Der belgische Neurologe Steven Laureys zeigt sich zerknirscht über die weltweite Medienberichterstattung im Fall Rom Houben. Gegenüber der belgischen Zeitung “De Standaard” erzählt er, wie er zunächst zusammen mit dem SPIEGEL den Medienhype entfachte, und wie er dann von den Folgen der vollkommen aus dem Ruder gelaufenen Berichterstattung überrollt wurde.
Ausgangspunkt für eine der aberwitzigsten Medienenten des Jahres war nach seinen Angaben die Anfrage eines SPIEGEL-Journalisten, der über mögliche Bewusstseinsreste bei Wachkomapatienten berichten wollte.
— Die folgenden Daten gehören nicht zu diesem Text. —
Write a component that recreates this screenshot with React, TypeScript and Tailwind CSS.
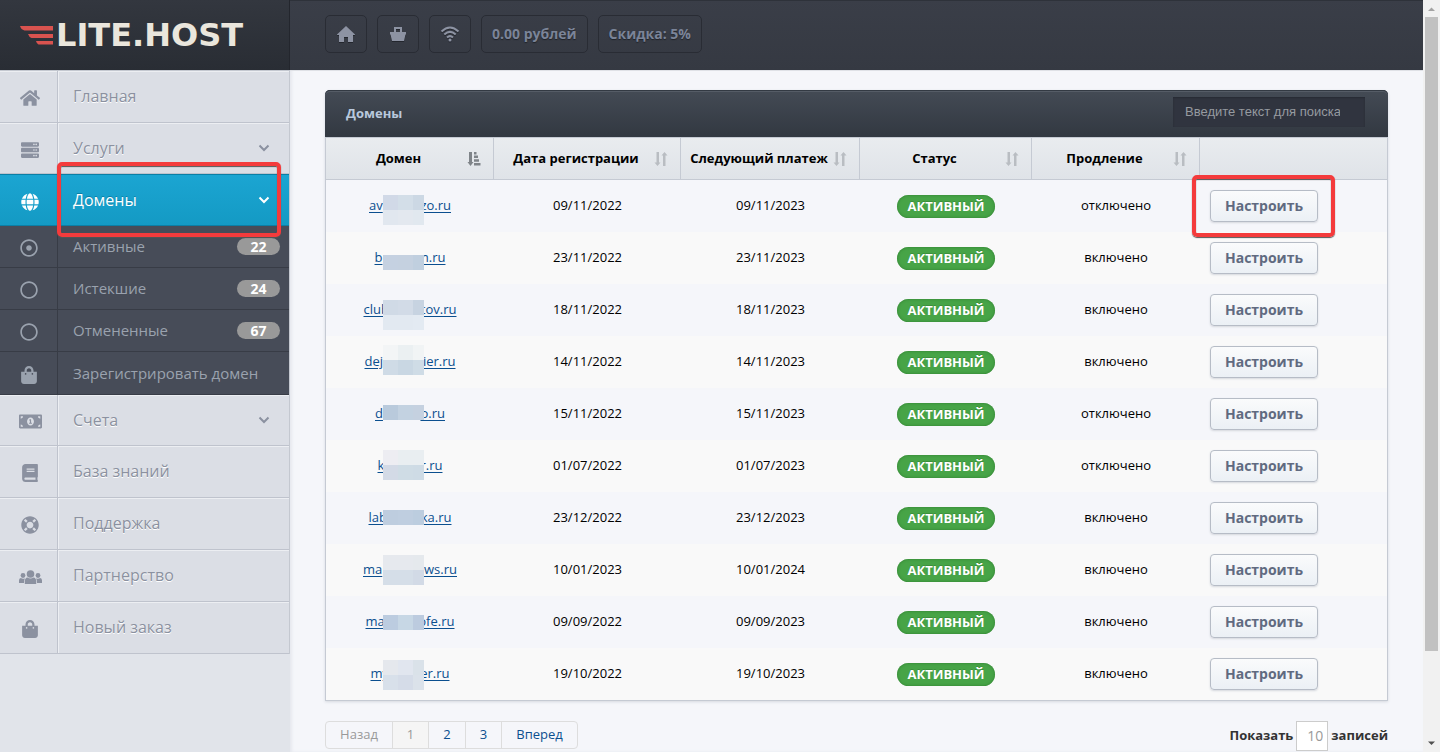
import type { ComponentType, ReactNode } from "react";
import {
  FaBook,
  FaGlobe,
  FaHome,
  FaLifeRing,
  FaMoneyBillAlt,
  FaRegCircle,
  FaRegDotCircle,
  FaServer,
  FaShoppingBag,
} from "react-icons/fa";

type Icon = ComponentType<{ className?: string }>;

function Chevron() {
  return (
    <svg viewBox="0 0 12 8" className="h-2 w-3" fill="none" stroke="currentColor" strokeWidth="2" aria-hidden="true">
      <path d="M1.5 1.5 6 6l4.500-4.500" />
    </svg>
  );
}

function PeopleIcon({ className }: { className?: string }) {
  return (
    <svg viewBox="0 0 23 14" className={className} fill="currentColor" aria-hidden="true">
      <circle cx="11.500" cy="4" r="3.800" />
      <circle cx="4" cy="5.500" r="2.400" />
      <circle cx="19" cy="5.500" r="2.400" />
      <path d="M5.800 14V11.500Q5.800 7.800 8.500 7.500Q11.500 9.600 14.500 7.500Q17.200 7.800 17.200 11.500V14Z" />
      <path d="M0 13V10.500Q0 8.300 1.800 8.100Q4 9.400 6 8.200Q5 9.600 5 13ZM23 13V10.500Q23 8.300 21.200 8.100Q19 9.400 17 8.200Q18 9.600 18 13Z" />
    </svg>
  );
}

function Logo() {
  return (
    <a href="#" aria-label="Elite.Host" className="flex h-[70px] items-center border-r border-[#23262d] bg-linear-to-b from-[#33373f] to-[#292d34] pl-5">
      <svg viewBox="0 0 33 19" className="h-[19px] w-[33px] shrink-0" fill="#d9534f" aria-hidden="true">
        <path d="M0 0h33v4.500H4.500Q1 3.500 0 0ZM8 8h25v4H11.500Q9 11 8 8ZM16 15h17v3.500H18.500Q16.500 17.500 16 15Z" />
      </svg>
      <span className="ml-[3px] font-['DejaVu_Sans',sans-serif] text-[32px] leading-8 font-bold text-[#eae6dc]">LITE.HOST</span>
    </a>
  );
}

function MenuItem({ icon: I, label, expandable, active, height = "h-[52px]", iconClass = "size-[18px]" }: {
  icon: Icon; label: string; expandable?: boolean; active?: boolean; height?: string; iconClass?: string;
}) {
  const look = active
    ? "border-y border-[#0b7fa6] bg-linear-to-b from-[#1ba5d2] to-[#149ac4] text-white [text-shadow:0_-1px_0_#0b7fa6]"
    : "border-b border-[#bfc3cd] bg-[#dbdee5] pb-px text-[#8b91a0] [text-shadow:0_1px_0_#fff] shadow-[inset_0_1px_0_#eceef2]";
  return (
    <a href="#" className={`flex ${height} ${look}`}>
      <span className={`-mb-px flex w-[58px] shrink-0 items-center justify-center border-r pt-[3px] pl-[3px] ${active ? "border-transparent" : "border-[#bfc3cd] shadow-[1px_0_0_#eceef2]"}`}>
        <I className={iconClass} />
      </span>
      <span className="flex flex-1 items-center justify-between pr-[19px] pl-[15px] text-base">
        {label}
        {expandable && <Chevron />}
      </span>
    </a>
  );
}

function SubItem({ icon: I, label, count, height = "h-[42px]" }: { icon: Icon; label: string; count?: number; height?: string }) {
  return (
    <a href="#" className={`flex ${height} border-b border-[#383c46] bg-[#474c58] text-[#9aa2ae]`}>
      <span className="flex w-[58px] shrink-0 items-center justify-center border-r border-[#383c46] pt-[3px] pl-px">
        <I className="size-[18px]" />
      </span>
      <span className="flex flex-1 items-center justify-between pr-[9px] pl-[15px] text-[15px]">
        {label}
        {count !== undefined && (
          <span className="h-[17px] w-[43px] rounded-full bg-[#999] text-center text-sm leading-[17px] font-bold text-white">{count}</span>
        )}
      </span>
    </a>
  );
}

function Frame({ className }: { className: string }) {
  return (
    <span aria-hidden="true" className={`pointer-events-none absolute z-10 rounded-[5px] border-4 border-[#f43b3c] shadow-[0_1px_1px_#555,inset_0_1px_1px_#555] ${className}`} />
  );
}

function Sidebar() {
  return (
    <aside className="w-[290px] shrink-0 bg-[#e1e4ea]">
      <Logo />
      <nav className="border-t border-r border-[#c4c8d0]">
        <MenuItem icon={FaHome} label="Главная" iconClass="size-5" />
        <MenuItem icon={FaServer} label="Услуги" expandable height="h-[51px]" />
        <div className="relative">
          <MenuItem icon={FaGlobe} label="Домены" expandable active />
          <Frame className="-top-3 right-[8px] -bottom-[11px] left-[57px]" />
        </div>
        <SubItem icon={FaRegDotCircle} label="Активные" count={22} />
        <SubItem icon={FaRegCircle} label="Истекшие" count={24} />
        <SubItem icon={FaRegCircle} label="Отмененные" count={67} />
        <SubItem icon={FaShoppingBag} label="Зарегистрировать домен" height="h-[43px]" />
        <MenuItem icon={FaMoneyBillAlt} label="Счета" expandable height="h-[51px]" iconClass="h-[19px] w-[23px]" />
        <MenuItem icon={FaBook} label="База знаний" />
        <MenuItem icon={FaLifeRing} label="Поддержка" />
        <MenuItem icon={PeopleIcon} label="Партнерство" iconClass="h-[14px] w-[23px]" />
        <MenuItem icon={FaShoppingBag} label="Новый заказ" />
      </nav>
    </aside>
  );
}

function TopButton({ children, label }: { children: ReactNode; label?: string }) {
  return (
    <button type="button" aria-label={label} className="flex h-[38px] items-center rounded-[5px] border border-[#292c34] px-[10px] text-sm font-bold text-[#7b8498] [text-shadow:0_1px_1px_#1f2229]">
      {children}
    </button>
  );
}

function TopBar() {
  return (
    <header className="flex h-[70px] gap-[10px] bg-linear-to-b from-[#3a3e48] to-[#353942] px-[35px] pt-[15px] shadow-[inset_0_1px_0_#2e323a,0_1px_0_#dfe1e6]">
      <TopButton label="Главная">
        <svg viewBox="0 0 20 20" className="size-5 drop-shadow-[0_1px_0_#23262d]" fill="#8d93a3" aria-hidden="true">
          <path d="M10 2 19 10.500V11h-2v7h-5v-5H8v5H3v-7H1V10.500Z" />
        </svg>
      </TopButton>
      <TopButton label="Корзина">
        <svg viewBox="0 0 20 20" className="size-5 drop-shadow-[0_1px_0_#23262d]" fill="#8d93a3" aria-hidden="true">
          <path d="M6 3h8v5h4v2.500h-.5L16 17H4L2.500 10.500H2V8h4ZM8 5v3h4V5Z" fillRule="evenodd" />
        </svg>
      </TopButton>
      <TopButton label="Сеть">
        <svg viewBox="0 0 20 20" className="size-5 drop-shadow-[0_1px_0_#23262d]" fill="none" stroke="#8d93a3" strokeWidth="2" aria-hidden="true">
          <path d="M1.500 7.500Q10-.5 18.500 7.500M4.300 10.500Q10 5.300 15.700 10.500M7 13.500Q10 10.800 13 13.500" />
          <circle cx="10" cy="16" r="1.500" fill="#8d93a3" stroke="none" />
        </svg>
      </TopButton>
      <TopButton>0.00 рублей</TopButton>
      <TopButton>Скидка: 5%</TopButton>
    </header>
  );
}

function SortIcon({ sorted }: { sorted?: boolean }) {
  return sorted ? (
    <svg viewBox="0 0 14 14" className="size-[14px] shrink-0" fill="#7f8489" aria-hidden="true">
      <path d="M2 0h3v10h1.500L3.500 14 .5 10H2ZM7 0h2.500v2.500H7ZM7 3.500h4V6H7ZM7 7.200h5v2.500H7ZM7 11h6.500v2.500H7Z" />
    </svg>
  ) : (
    <svg viewBox="0 0 14 14" className="size-[14px] shrink-0" fill="#b9bdc2" aria-hidden="true">
      <path d="M2.500 0H5v10.500h1.500l-3 3.500-3-3.500h2ZM9 14V3.500H7.500l3-3.500 3 3.500h-2V14Z" />
    </svg>
  );
}

const columns = [
  { title: "Домен", width: "w-[168px]" },
  { title: "Дата регистрации", width: "w-[187px]" },
  { title: "Следующий платеж", width: "w-[179px]" },
  { title: "Статус", width: "w-[172px]" },
  { title: "Продление", width: "w-[168px]" },
];

type Row = { start: string; end: string; width: string; top: string; cells: string[]; from: string; to: string; renew: boolean };

const rows: Row[] = [
  { start: "av", end: "zo.ru", width: "w-[82px]", top: "top-[15px]", cells: ["bg-[#d1d9e7]", "bg-[#d3dee8]", "bg-[#ccd8e4]", "bg-[#e1e7ef]", "bg-[#e3e8ef]", "bg-[#e1e8ef]"], from: "09/11/2022", to: "09/11/2023", renew: false },
  { start: "b", end: "m.ru", width: "w-[71px]", top: "top-[23px]", cells: ["bg-[#c5d1e1]", "bg-[#c5d1e0]", "bg-[#c0cfdf]"], from: "23/11/2022", to: "23/11/2023", renew: true },
  { start: "club", end: "tov.ru", width: "w-[93px]", top: "top-[16px]", cells: ["bg-[#d0dae6]", "bg-[#d2dbe7]", "bg-[#c7d3e1]", "bg-[#e2e9f1]", "bg-[#e2e9f1]", "bg-[#e3eaf2]"], from: "18/11/2022", to: "18/11/2023", renew: true },
  { start: "dej", end: "lier.ru", width: "w-[91px]", top: "top-[9px]", cells: ["bg-[#f3f5f6]", "bg-[#ebf0f2]", "bg-[#f1f4f5]", "bg-[#cfdbe6]", "bg-[#c9d7e3]", "bg-[#cfdce6]"], from: "14/11/2022", to: "14/11/2023", renew: true },
  { start: "d", end: "o.ru", width: "w-[70px]", top: "top-[17px]", cells: ["bg-[#b9cadc]", "bg-[#c3d2e1]", "bg-[#c5d1e0]"], from: "15/11/2022", to: "15/11/2023", renew: false },
  { start: "k", end: "r.ru", width: "w-[65px]", top: "top-[10px]", cells: ["bg-[#ededf2]", "bg-[#e9eef1]", "bg-[#e9eef1]", "bg-[#d3dae6]", "bg-[#cfdce5]", "bg-[#cedbe5]"], from: "01/07/2022", to: "01/07/2023", renew: false },
  { start: "lab", end: "ka.ru", width: "w-[83px]", top: "top-[18px]", cells: ["bg-[#becddf]", "bg-[#bfcee0]", "bg-[#bccddf]"], from: "23/12/2022", to: "23/12/2023", renew: true },
  { start: "ma", end: "ws.ru", width: "w-[94px]", top: "top-[11px]", cells: ["bg-[#e6e9ee]", "bg-[#e6e9ee]", "bg-[#e5e9ed]", "bg-[#d5dee8]", "bg-[#d5dee8]", "bg-[#d2dae6]"], from: "10/01/2023", to: "10/01/2024", renew: true },
  { start: "ma", end: "ofe.ru", width: "w-[89px]", top: "top-[19px]", cells: ["bg-[#bccce0]", "bg-[#c7d7e5]", "bg-[#bccbdf]"], from: "09/09/2022", to: "09/09/2023", renew: true },
  { start: "my", end: "er.ru", width: "w-[79px]", top: "top-[12px]", cells: ["bg-[#e5e8ed]", "bg-[#e1e6ef]", "bg-[#dae2e9]", "bg-[#d8e0ea]", "bg-[#d5dce8]", "bg-[#dbe2ea]"], from: "19/10/2022", to: "19/10/2023", renew: true },
];

function DomainRow({ row, framed }: { row: Row; framed?: boolean }) {
  return (
    <tr className="h-[52px] odd:bg-[#f5f6fa] even:bg-[#f9f9f9]">
      <td className="relative p-0">
        <a href="#" className={`inline-flex justify-between text-[#0b4f8f] underline underline-offset-2 ${row.width}`}>
          <span>{row.start}</span>
          <span>{row.end}</span>
        </a>
        <span className={`absolute left-[57px] grid auto-rows-[15px] grid-cols-[15px_15px_11px] ${row.top}`}>
          {row.cells.map((c, i) => (
            <span key={i} className={c} />
          ))}
        </span>
      </td>
      <td className="p-0">{row.from}</td>
      <td className="p-0">{row.to}</td>
      <td className="p-0">
        <span className="inline-block h-[23px] rounded-full bg-[#47a447] px-[10px] leading-[23px] font-bold text-white uppercase shadow-[inset_0_0_3px_#2f7d2f] [text-shadow:0_-1px_0_#3b8f3b]">Активный</span>
      </td>
      <td className="p-0">{row.renew ? "включено" : "отключено"}</td>
      <td className="relative py-0 pr-0 pl-[10px] text-left">
        <button type="button" className="h-8 w-[108px] rounded-[4px] border border-[#b6bcc6] bg-linear-to-b from-[#fafbfc] to-[#ebf0f5] align-middle text-sm font-bold text-[#606a80] shadow-[0_1px_2px_#d5d8de]">Настроить</button>
        {framed && <Frame className="-top-[5px] -bottom-[5px] -left-2 w-[143px]" />}
      </td>
    </tr>
  );
}

function DomainsPanel() {
  return (
    <section className="rounded-t-[5px] shadow-[0_1px_3px_#d5d8df]">
      <div className="flex h-[47px] items-center justify-between rounded-t-[5px] bg-linear-to-b from-[#444b55] to-[#323841] pr-[23px] pl-[21px] shadow-[inset_0_1px_0_#333a43,inset_0_2px_0_#555c66]">
        <h1 className="text-[13px] font-bold text-[#b9c8dc]">Домены</h1>
        <input
          type="search"
          aria-label="Поиск"
          placeholder="Введите текст для поиска"
          className="mb-[3px] h-[30px] w-48 bg-[#30343f] px-3 pb-[2px] font-['Liberation_Sans',sans-serif] text-[13px] text-white shadow-[inset_0_1px_2px_#262a33] placeholder:text-[#969aa0]"
        />
      </div>
      <div className="border border-[#c5cad3]">
        <table className="w-full table-fixed border-separate border-spacing-0 text-center text-[13px] text-black">
          <thead>
            <tr className="bg-linear-to-b from-[#e9ecef] to-[#dfe3e8]">
              {columns.map((c, i) => (
                <th key={c.title} className={`h-[42px] border-r border-b border-[#c5cad3] p-0 ${c.width}`}>
                  <button type="button" className="flex w-full items-center gap-1 pr-3 pl-2 font-bold whitespace-nowrap">
                    <span className="flex-1 text-center">{c.title}</span>
                    <SortIcon sorted={i === 0} />
                  </button>
                </th>
              ))}
              <th aria-label="Действия" className="border-b border-[#c5cad3] p-0" />
            </tr>
          </thead>
          <tbody>
            {rows.map((r, i) => (
              <DomainRow key={i} row={r} framed={i === 0} />
            ))}
          </tbody>
        </table>
      </div>
    </section>
  );
}

function TableFooter() {
  const link = "flex items-center justify-center border-r border-[#ddd] last:border-r-0";
  return (
    <div className="mt-5 flex items-start justify-between text-[13px]">
      <nav aria-label="Страницы" className="flex h-7 overflow-hidden rounded-[4px] border border-[#ddd] text-[#0b4f8f]">
        <a href="#" className={`${link} w-[67px] text-[#999]`}>Назад</a>
        <a href="#" className={`${link} w-9 bg-[#f5f5f5] text-[#999]`}>1</a>
        <a href="#" className={`${link} w-[37px]`}>2</a>
        <a href="#" className={`${link} w-9`}>3</a>
        <a href="#" className={`${link} w-[75px]`}>Вперед</a>
      </nav>
      <label className="flex items-center gap-[3px] font-bold text-[#333]">
        Показать
        <input defaultValue="10" className="h-[30px] w-8 border border-[#ccc] bg-white pr-1 pb-px text-right text-sm font-normal text-[#999]" />
        записей
      </label>
    </div>
  );
}

function ScrollRail() {
  return (
    <div aria-hidden="true" className="sticky top-0 flex h-screen w-[17px] shrink-0 flex-col bg-[#f1f1f1]">
      <svg viewBox="0 0 17 17" className="size-[17px] shrink-0" fill="#a3a3a3">
        <path d="M5 11 8.500 7.500 12 11Z" />
      </svg>
      <div className="mx-[2px] grow-[15] bg-[#c1c1c1]" />
      <div className="grow-2" />
      <svg viewBox="0 0 17 17" className="size-[17px] shrink-0" fill="#505050">
        <path d="M5 6.500 8.500 10 12 6.500Z" />
      </svg>
    </div>
  );
}

export default function App() {
  return (
    <div className="flex min-h-screen bg-[#f5f6fa] font-['Open_Sans',sans-serif]">
      <Sidebar />
      <div className="min-w-0 flex-1 shadow-[inset_2px_0_3px_#e6e8ee]">
        <TopBar />
        <main className="px-[35px] pt-5">
          <DomainsPanel />
          <TableFooter />
        </main>
      </div>
      <ScrollRail />
    </div>
  );
}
Laureys hatte im Juli einen außerhalb der Fachwelt kaum beachteten Fachartikel zum Thema veröffentlicht. In der Veröffentlichung selbst ist noch keine Rede von einem wundersam wiedergeborenen sprachlich eloquenten zukünftigen Buchautor. Vielmehr geht es darin um moderne Diagnosekriterien für Patienten mit schweren Bewusstseinsstörungen. Der Studie zufolge wird ein hoher Prozentsatz der Patienten, die nach neueren Beurteilungskriterien als MCS (Minimally Conscious State, etwa: Patient mit minimalen Bewusseinsresten) diagnostiziert werden müssten, fälschlich als VS (Vegetative State, etwa: Apallisches Syndrom bzw. Wachkoma) diagnostiziert. Von einem “Locked-In”-Patienten mit “vollständig intakten” Hirnfunktionen, in den sich Rom Houben in der Darstellung von Laureys im Laufe des später folgenden Medienhypes verwandeln würde, war in der Veröffentlichung noch keine Rede.
Dem SPIEGEL-Autor Manfred Dworschak war das wohl zu unspektakulär.
Een journalist van Der Spiegel pikte de onderzoeksresultaten op, maar kwam bij Laureys aankloppen voor een ‘menselijke case’ en dat werd Rom.
Er wollte einen “menschlichen Fall”. Und da kam Laureys auf die ungute Idee, ihm seinen Patienten Rom Houben als Aufhänger zu präsentieren.
Rom Houben unterscheidet sich von anderen VS- oder MCS-Patienten nach allem, was bislang über ihn berichtet wurde, vor allem dadurch, dass seine Angehörigen über ein esoterisches Kommunikationsverfahren namens “Gestützte Kommunikation” meinen, mit ihm zu kommunizieren.
Dass es sich bei dem Verfahren um Humbug handelt, um Selbsttäuschung der Beteiligten – in einzelnen Fällen vielleicht sogar um schlichten Betrug durch den “Unterstützer” – ist seit Jahren bekannt, in zahlreichen Studien nachgewiesen und wäre in einer zweiminütigen Recherche auch von einem SPIEGEL-Journalisten herauszufinden gewesen.
Aber wer will sich schon von Fakten eine aufrüttelnde Geschichte mit dem Titel “Meine zweite Geburt” kaputtmachen lassen?
Laureys selbst lässt inzwischen ebenfalls starke Zweifel daran durchblicken, dass die “Gestützte Kommunikation” wirklich funktioniert und rudert zurück:
Dat is een debat waarmee ik het veel moeilijker heb’, zegt Laureys. ‘Ik ben zelf een scepticus en dat soort gefaciliteerde communicatie heeft terecht nog een slechte reputatie. Ik sta daar ook buiten, ik heb Rom daar nooit toe aangezet. Dit moet verder onderzocht worden
Das sei eine Debatte, mit der er sich sehr schwer tue. Er sei selbst ein Skeptiker und diese Kommunikationsform habe zu Recht “noch einen schlechten Ruf”. Er stünde da außen vor und habe Rom auch nicht auf dieses Verfahren angesetzt. Das müsse weiter untersucht werden.